On top of that, as mentioned above the other reason is the contactor is a dual pole switch that also turns off both hot legs of power otherwise theres power going to the elements at all times when the panel is on. depending how a persons workflow and hardware is setup some like to disconnect things and move things around or start cleaning while the panel may be in use. its just safer and it less likely to result in gfci breaker trips to do this if the power has been removed from the wires before someone might unplug something with wet or damp hands. Theres just more potential an electrical mishap when theres always one hot leg at every 240v element. The extra switch or switch controlled contactor comes in handy for other things too like when your about to get a boilover.. You can simply manually kill the element power momentarily and then turn it back on.
Contactors are not needed but they do add safety measures and make accidents or issues less likely. especially if a person uses things like bargain knock off foteks for ssrs and repurposed spice shakers for element electrical enclosures in a potentially wet enviroment..

 

[sicktght311]

Got it now. Contactors/Relays are powered directly from one side of the 240v circuit, and the other side comes from the output of the SSR. It acts as the final say before power goes out to the elements, and is controlled by a 3 way switch (Boil, Off, HLT). When you select off, then absolutely no power is going to an element since both legs are controlled by the Contactor/Relay and are off. When you select an element to on, it completes the signal path of the output of that SSR, and the output from the hot bus, to the 2.

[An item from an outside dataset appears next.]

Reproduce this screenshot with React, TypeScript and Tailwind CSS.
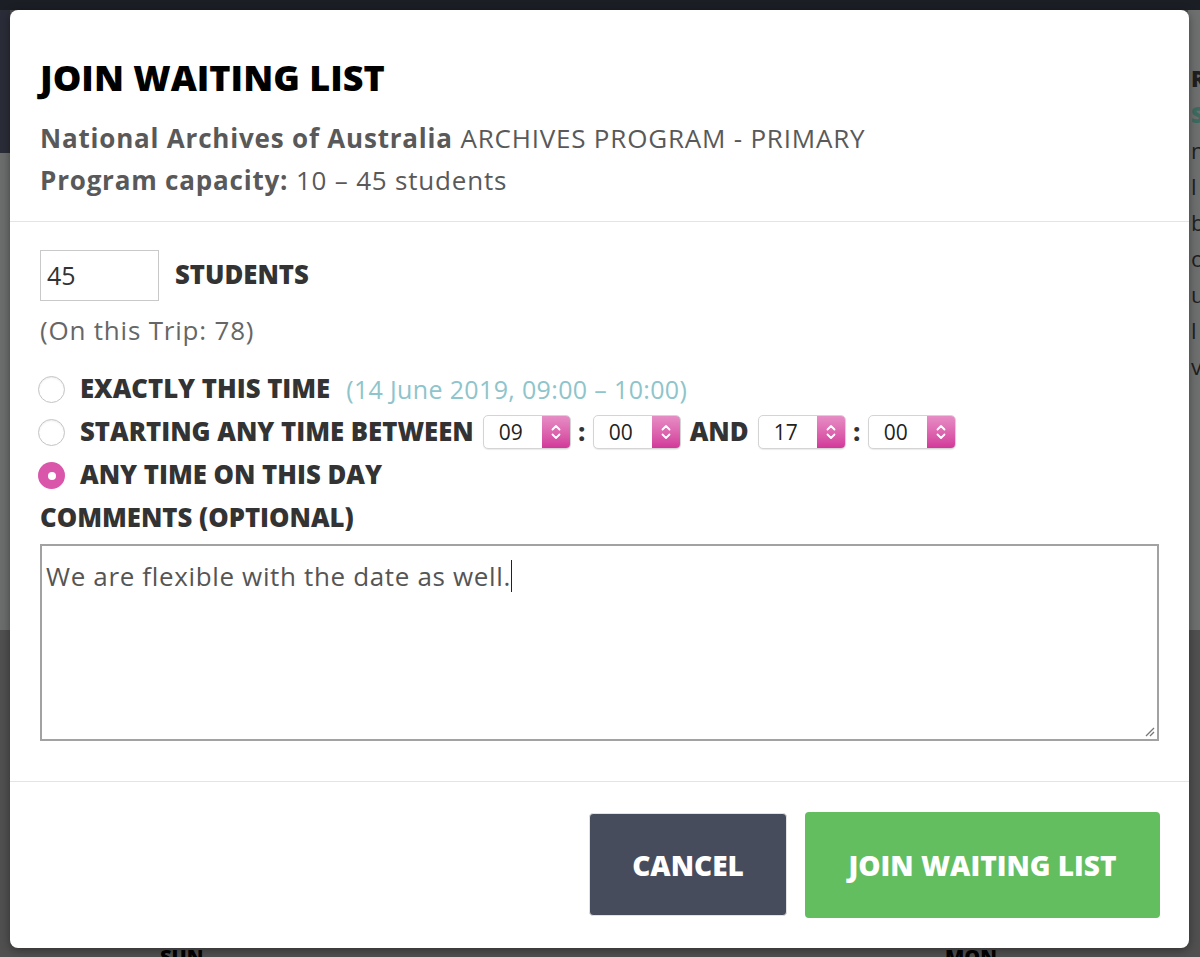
const font = { fontFamily: '"Open Sans", "Noto Sans", Arial, sans-serif' };

function Chevrons() {
  return (
    <svg width="12" height="22" viewBox="0 0 12 22" fill="none" stroke="white" strokeWidth="1.8" strokeLinecap="round" strokeLinejoin="round">
      <path d="M2.5 8.5 L6 5 L9.5 8.5" />
      <path d="M2.5 13.5 L6 17 L9.5 13.5" />
    </svg>
  );
}

function TimeSelect({ value }: { value: string }) {
  return (
    <div className="flex h-[34px] w-[88px] overflow-hidden rounded-[5px] border border-[#d4d4d4] bg-white shadow-[0_1px_1px_rgba(0,0,0,0.08)]">
      <span className="flex flex-1 items-center pl-[15px] text-[21px] font-normal text-[#222]">{value}</span>
      <span className="flex w-[28px] items-center justify-center bg-linear-to-b from-[#e68dc5] to-[#d1389a]">
        <Chevrons />
      </span>
    </div>
  );
}

function Radio({ checked }: { checked?: boolean }) {
  if (checked) {
    return (
      <span className="-ml-[2px] flex h-[27px] w-[27px] shrink-0 items-center justify-center rounded-full bg-[#da56aa]">
        <span className="h-[8px] w-[8px] rounded-full bg-white" />
      </span>
    );
  }
  return <span className="-ml-[2px] h-[27px] w-[27px] shrink-0 rounded-full border border-[#c4c4c4] bg-white shadow-[inset_0_1px_2px_rgba(0,0,0,0.08)]" />;
}

const label = "text-[25.7px] font-extrabold text-[#333]";
const body = "text-[26px] tracking-[0.8px]";

export default function App() {
  return (
    <div className="relative h-[957px] w-[1200px] overflow-hidden bg-[#4d4d4d]" style={font}>
      {/* dimmed page behind the modal */}
      <div className="flex h-full flex-col">
        <div className="h-[10px] bg-[#1c1e26]" />
        <div className="flex h-[620px]">
          <div className="flex w-[10px] flex-col">
            <div className="h-[143px] bg-[#2a2d38]" />
            <div className="flex-1 bg-[#6c6d6d]" />
          </div>
          <div className="flex-1" />
          <div className="flex w-[12px] flex-col overflow-hidden bg-[#6e6f6f] pl-[3px] text-[22px] leading-[36px] text-[#1f1f1f]">
            <span className="mt-[50px] font-extrabold">R</span>
            <span className="font-extrabold text-[#3d6b60]">S</span>
            <span>n</span>
            <span>l</span>
            <span>b</span>
            <span>o</span>
            <span>u</span>
            <span>l</span>
            <span>v</span>
          </div>
        </div>
        <div className="flex-1 bg-[#505050]" />
      </div>
      <div className="absolute left-[160px] top-[942px] text-[20px] font-extrabold text-black">SUN</div>
      <div className="absolute left-[945px] top-[942px] text-[20px] font-extrabold text-black">MON</div>

      {/* modal */}
      <div className="absolute left-[10px] top-[10px] flex h-[938px] w-[1179px] flex-col rounded-[8px] bg-white shadow-[0_2px_10px_rgba(0,0,0,0.4)]">
        <div className="border-b border-[#e4e4e4] px-[30px] pb-[20px] pt-[46px]">
          <h1 className="mb-[18px] text-[36px] font-extrabold leading-[43px] text-black">JOIN WAITING LIST</h1>
          <p className={`${body} leading-[42px] text-[#595959]`}>
            <span className="font-bold">National Archives of Australia</span> ARCHIVES PROGRAM - PRIMARY
          </p>
          <p className={`${body} leading-[42px] text-[#595959]`}>
            <span className="font-bold">Program capacity:</span> 10 – 45 students
          </p>
        </div>

        <div className="border-b border-[#e4e4e4] px-[30px] pb-[40px] pt-[28px]">
          <div className="flex items-center">
            <div className="flex h-[51px] w-[119px] items-center border border-[#c9c9c9] pl-[6px] text-[25px] text-[#333]">45</div>
            <span className={`ml-[16px] ${label}`}>STUDENTS</span>
          </div>
          <p className={`mt-[13px] ${body} leading-[32px] text-[#666]`}>(On this Trip: 78)</p>

          <div className="mt-[22px] flex flex-col">
            <div className="flex h-[43px] items-center">
              <Radio />
              <span className={`ml-[15px] ${label}`}>EXACTLY THIS TIME</span>
              <span className="ml-[16px] text-[25px] tracking-[0.35px] text-[#8ec4cb]">(14 June 2019, 09:00 – 10:00)</span>
            </div>
            <div className="flex h-[43px] items-center">
              <Radio />
              <span className={`ml-[15px] ${label}`}>STARTING ANY TIME BETWEEN</span>
              <div className="ml-[9px] flex items-center">
                <TimeSelect value="09" />
                <span className="w-[22px] text-center text-[24px] font-extrabold text-[#333]">:</span>
                <TimeSelect value="00" />
                <span className={`mx-[9px] ${label}`}>AND</span>
                <TimeSelect value="17" />
                <span className="w-[22px] text-center text-[24px] font-extrabold text-[#333]">:</span>
                <TimeSelect value="00" />
              </div>
            </div>
            <div className="flex h-[43px] items-center">
              <Radio checked />
              <span className={`ml-[15px] ${label}`}>ANY TIME ON THIS DAY</span>
            </div>
            <div className="flex h-[43px] items-center">
              <span className={label}>COMMENTS (OPTIONAL)</span>
            </div>
          </div>

          <div className="relative mt-[4px] h-[197px] border-2 border-[#a2a2a2] px-[4px] pt-[8px]">
            <p className="text-[26px] leading-[34px] tracking-[0.65px] text-[#555]">
              We are flexible with the date as well.
              <span className="inline-block h-[32px] w-[1.5px] translate-y-[6px] bg-[#222]" />
            </p>
            <svg className="absolute bottom-[2px] right-[2px]" width="12" height="12" viewBox="0 0 12 12" stroke="#777" strokeWidth="1.2">
              <path d="M11 3 L3 11" />
              <path d="M11 7 L7 11" />
            </svg>
          </div>
        </div>

        <div className="flex justify-end gap-[18px] px-[29px] pt-[31px]">
          <button className="flex h-[103px] w-[198px] items-center justify-center rounded-[4px] border border-[#e2e2e2] bg-[#474c5c] text-[28px] font-extrabold text-white">
            CANCEL
          </button>
          <button className="flex h-[106px] w-[355px] -translate-y-[1px] items-center justify-center rounded-[4px] bg-[#62be5e] text-[28px] font-extrabold text-white">
            JOIN WAITING LIST
          </button>
        </div>
      </div>
    </div>
  );
}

I guess now that i understand each component and how it works in a 240v Kal style controller, i'm still struggling to convert that wiring diagram to 120v to build a smaller 120v only Herms system. Is it still as simple as wiring exactly like a 240v panel, with contactors/relays after the SSR, but substituting the 2nd hot wire in a 240v system for the neutral wire in a 120v system, and just swapping out components for their 120v counterpart?

 

[doug293cz]

Got it now. Contactors/Relays are powered directly from one side of the 240v circuit, and the other side comes from the output of the SSR. It acts as the final say before power goes out to the elements, and is controlled by a 3 way switch (Boil, Off, HLT). When you select off, then absolutely no power is going to an element since both legs are controlled by the Contactor/Relay and are off. When you select an element to on, it completes the signal path of the output of that SSR, and the output from the hot bus, to the 2.

I guess now that i understand each component and how it works in a 240v Kal style controller, i'm still struggling to convert that wiring diagram to 120v to build a smaller 120v only Herms system. Is it still as simple as wiring exactly like a 240v panel, with contactors/relays after the SSR, but substituting the 2nd hot wire in a 240v system for the neutral wire in a 120v system, and just swapping out components for their 120v counterpart?

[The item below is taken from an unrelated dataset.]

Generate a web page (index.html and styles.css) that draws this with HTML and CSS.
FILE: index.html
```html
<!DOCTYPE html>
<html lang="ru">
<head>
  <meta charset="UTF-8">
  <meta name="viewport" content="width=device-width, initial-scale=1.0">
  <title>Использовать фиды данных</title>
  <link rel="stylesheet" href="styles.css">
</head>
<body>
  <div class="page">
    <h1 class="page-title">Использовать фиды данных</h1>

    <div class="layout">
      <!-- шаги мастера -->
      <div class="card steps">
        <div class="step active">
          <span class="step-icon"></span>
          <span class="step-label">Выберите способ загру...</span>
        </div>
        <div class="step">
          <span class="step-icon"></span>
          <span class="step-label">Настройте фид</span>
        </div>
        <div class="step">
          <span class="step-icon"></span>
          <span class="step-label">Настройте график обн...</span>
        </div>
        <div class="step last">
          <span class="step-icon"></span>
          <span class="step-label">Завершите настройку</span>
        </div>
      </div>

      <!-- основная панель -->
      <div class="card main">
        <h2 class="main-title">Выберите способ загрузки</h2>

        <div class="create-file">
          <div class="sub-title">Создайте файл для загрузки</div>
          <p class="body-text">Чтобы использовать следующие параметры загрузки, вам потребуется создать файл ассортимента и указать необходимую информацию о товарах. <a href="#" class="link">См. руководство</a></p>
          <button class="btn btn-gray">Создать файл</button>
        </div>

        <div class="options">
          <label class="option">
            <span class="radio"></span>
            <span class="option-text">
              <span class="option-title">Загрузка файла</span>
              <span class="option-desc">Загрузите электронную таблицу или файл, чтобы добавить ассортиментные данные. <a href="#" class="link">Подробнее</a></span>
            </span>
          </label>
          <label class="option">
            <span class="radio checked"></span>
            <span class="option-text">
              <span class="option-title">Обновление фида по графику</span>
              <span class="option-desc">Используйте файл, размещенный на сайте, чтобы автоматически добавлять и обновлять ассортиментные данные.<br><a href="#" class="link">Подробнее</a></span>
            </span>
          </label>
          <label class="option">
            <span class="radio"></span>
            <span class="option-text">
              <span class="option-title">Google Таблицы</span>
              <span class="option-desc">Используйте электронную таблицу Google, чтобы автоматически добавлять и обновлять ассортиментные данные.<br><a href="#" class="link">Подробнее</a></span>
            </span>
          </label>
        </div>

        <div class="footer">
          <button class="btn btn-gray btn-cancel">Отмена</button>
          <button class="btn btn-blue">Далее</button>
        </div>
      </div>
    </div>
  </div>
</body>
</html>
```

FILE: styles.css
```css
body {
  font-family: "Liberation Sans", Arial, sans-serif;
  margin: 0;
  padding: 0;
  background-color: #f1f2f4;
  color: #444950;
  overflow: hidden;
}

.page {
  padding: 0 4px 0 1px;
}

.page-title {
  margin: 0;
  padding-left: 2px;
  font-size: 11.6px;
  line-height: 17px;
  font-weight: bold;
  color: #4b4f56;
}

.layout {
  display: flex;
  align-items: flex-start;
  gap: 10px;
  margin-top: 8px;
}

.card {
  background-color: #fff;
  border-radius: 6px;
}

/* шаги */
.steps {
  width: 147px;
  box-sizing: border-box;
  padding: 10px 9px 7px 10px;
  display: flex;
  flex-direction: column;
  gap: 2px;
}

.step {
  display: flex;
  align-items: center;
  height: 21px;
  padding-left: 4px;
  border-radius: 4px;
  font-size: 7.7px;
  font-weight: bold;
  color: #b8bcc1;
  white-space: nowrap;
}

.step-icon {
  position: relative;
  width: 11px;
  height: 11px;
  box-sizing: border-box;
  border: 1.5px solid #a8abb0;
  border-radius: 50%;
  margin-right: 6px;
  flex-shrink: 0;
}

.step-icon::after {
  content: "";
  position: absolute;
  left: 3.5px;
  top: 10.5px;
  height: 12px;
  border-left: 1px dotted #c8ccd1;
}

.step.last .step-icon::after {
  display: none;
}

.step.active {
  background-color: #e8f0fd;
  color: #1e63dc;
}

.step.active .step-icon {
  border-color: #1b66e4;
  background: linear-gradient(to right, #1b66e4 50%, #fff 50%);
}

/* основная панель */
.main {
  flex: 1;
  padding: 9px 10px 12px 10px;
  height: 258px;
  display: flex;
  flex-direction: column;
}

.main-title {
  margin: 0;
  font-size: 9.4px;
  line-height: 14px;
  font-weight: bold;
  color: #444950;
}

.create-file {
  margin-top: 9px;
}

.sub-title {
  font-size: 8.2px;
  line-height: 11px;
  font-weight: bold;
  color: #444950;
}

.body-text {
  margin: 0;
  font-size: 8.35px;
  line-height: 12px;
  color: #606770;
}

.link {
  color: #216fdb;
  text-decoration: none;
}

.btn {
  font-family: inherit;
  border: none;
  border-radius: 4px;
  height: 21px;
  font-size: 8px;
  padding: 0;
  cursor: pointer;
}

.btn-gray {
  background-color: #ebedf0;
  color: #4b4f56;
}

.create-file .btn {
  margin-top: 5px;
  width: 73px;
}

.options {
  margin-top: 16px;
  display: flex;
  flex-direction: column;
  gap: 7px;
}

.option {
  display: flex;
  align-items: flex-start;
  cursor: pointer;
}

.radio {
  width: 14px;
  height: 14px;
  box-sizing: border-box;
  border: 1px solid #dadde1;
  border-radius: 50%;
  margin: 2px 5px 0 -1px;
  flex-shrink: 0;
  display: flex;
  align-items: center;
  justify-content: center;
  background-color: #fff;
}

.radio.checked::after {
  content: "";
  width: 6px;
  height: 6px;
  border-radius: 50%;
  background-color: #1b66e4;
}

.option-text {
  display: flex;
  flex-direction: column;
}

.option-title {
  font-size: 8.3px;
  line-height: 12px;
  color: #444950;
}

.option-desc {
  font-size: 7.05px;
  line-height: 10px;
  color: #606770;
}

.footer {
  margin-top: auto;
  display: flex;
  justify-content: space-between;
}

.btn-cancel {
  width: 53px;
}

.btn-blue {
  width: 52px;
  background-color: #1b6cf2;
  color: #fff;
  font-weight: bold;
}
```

I prefer to design with the contactors upstream of the SSR's (unlike PJ who liked to put them downstream, as you describe.) The reasoning is that if you want to cut off power, you should do it as close to the source of power as possible, as that leaves fewer components/shorter wire lengths at line voltage when things are supposed to be off.

Contactors can also be wired in self latching configurations that allow implementation of "safe start" circuitry. A safe start circuit prevents the panel from fully powering up if any of the element enable or pump switches are on. They can also be used to implement interlocks, that do things like prevent a RIMS element from being powered if the RIMS pump is off.

And yes converting to 120V is usually as easy as you said. Complications come into play if you have 120V loads in a 240V system that are powered from different hot legs (for current balancing.) Also, if you have any 120V loads, you have to make sure the neutrals are connected to the hot that has been repurposed to neutral. If you are unsure at all about how to do the conversion correctly, ask for help from someone qualified. There are some things you don't want to learn by trial and error.

However, if you want to run your panel from multiple 120V circuits, things get more complicated, as the neutrals for the different 120V feeds must be kept separate from each other, as well as the hots. If you don't understand what I just wrote, you should NOT attempt to implement a multi supply circuit panel by yourself.

Brew on